I find it hard to convey to my friends who live further afield what Fasnacht is really like, as most of them haven't experienced it, albeit Morgestraich. Fasnacht is a lot more than just the set-piece event that is Morgestraich. It has a lot to do with the atmosphere around town.

And a contentious election poster, which appeared in 2007 (see below), is the sujet of this lantern on Münsterplatz:

Monday, 11 February 2008


After missing the last two years - 2006 due to half a metre of snow; 2007 due to laziness - I got up in the early hours today to get to Basle for Morgestraich. I watched the spectacle at Barfüsserplatz. Ideally, Marktplatz is preferable, because you get the countdown to 4 a.m., but the crowds were so packed I stayed put where I was. I later walked up to Münsterplatz and then down to the Mittlere Brücke, across the Rhine, through Kleinbasel and home.

Saturday, 9 February 2008

Glorious weather

At this time of the year, the sun is still shining at a low enough trajectory in the morning for it to brighten up half of my flat in brilliant light. It's lovely way to start the day. Anyway, I started today slowly, did some work on the computer until lunch, watched some telly after lunch, then went on a walk in the sun. I walked as far as Alt-Weil, where preparations were afoot for the official opening of Buurefasnacht. I stopped and took a couple of photos of the scene. This year's Weiler Fasnacht has so far been a non-event as far as I'm concerned, and I'll be missing the main procession tomorrow to watch Manchester United vs. Manchester City and the minute's silence in memory of the victims of the Munich air disaster 50 years ago.

Sunday, 3 February 2008

Freiburg vs.
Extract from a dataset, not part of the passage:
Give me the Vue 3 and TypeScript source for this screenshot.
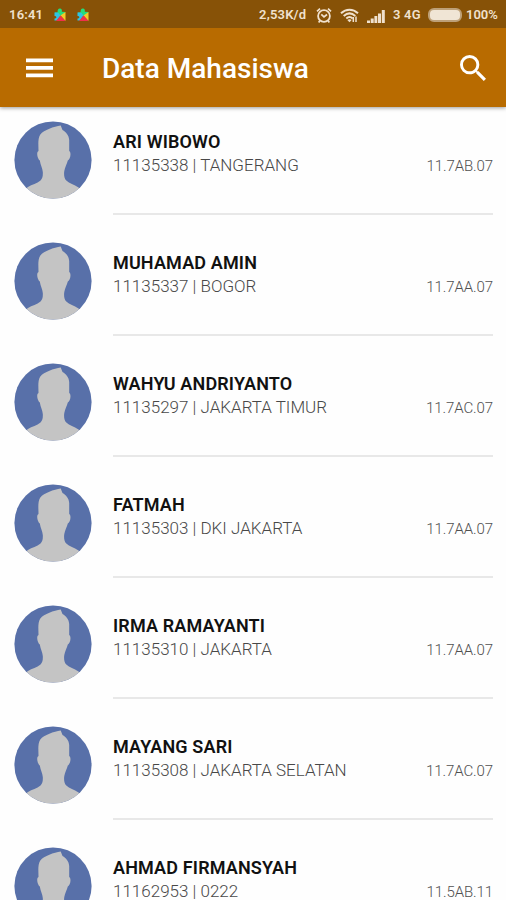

Osnabrück

Ended 1-1 (attendance 12,000; poor considering that the capacity of the Dreisamstadion - sorry "Badenova-Stadion" - is 25,000). After what was a rather intense working week, I thought I'd go and take in some second division football in Freiburg. It wasn't the best of matches, although Jonathan Pitroipa scored a good goal in the first half. Freiburg didn't really push on like they should have after the break and needlessly let the game run away from them.